The contract includes the fundamental design and development of the rail infrastructure, while the construction is also being done in phases. The first phase includes the National Theatre to Mile 2 section and the second involves the Mile 2 to Okokomaiko phase.
The rail project, which was initially scheduled for completion in 2011, has recorded some failed delivery dates.
On assumption of office in 2015, the former Governor of Lagos State, Akinmunmi Ambode, promised that the project would be delivered in 2016, but this was never achieved.
In 2019, when Sanwo-Olu was handed the baton, he assured Lagosians that it would be ready on schedule.
Early this year, the governor restated his commitment that the project would be delivered by the last quarter of the year 2022.
He said, “Our promise on the blue and the red line is still on course. We believe that before the end of this year, we will see the trains on top of the tracks. That is our commitment, and we will begin to monitor and check ourselves.
“It is a landmark project that we are truly proud of.

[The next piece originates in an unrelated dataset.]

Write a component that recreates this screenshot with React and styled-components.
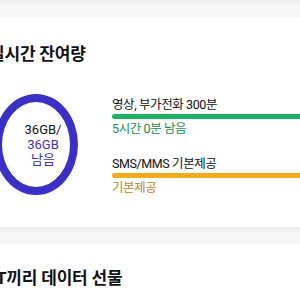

Our contractors are very committed; and they have assured us that whatever it takes they will complete all the projects on schedule and on budget,” the governor said while inspecting the project early in January.
To show his commitment to the project, the governor earlier in the year paid a visit to the factory of Talgo Incorporated, a train manufacturing company in Milwaukee, the largest city in the United States’ state of Wisconsin, to attend a ceremony ‘marking the purchase of two Series 8 trains’ for the red line project.
According to Milwaukee Public Radio, the two trains were originally designed for a high-speed rail line to connect Madison and Milwaukee in the US, but the Lagos State Government was able to defeat others competing for the trains.
The trains are set to become part of ‘West Africa’s first operational metro system.’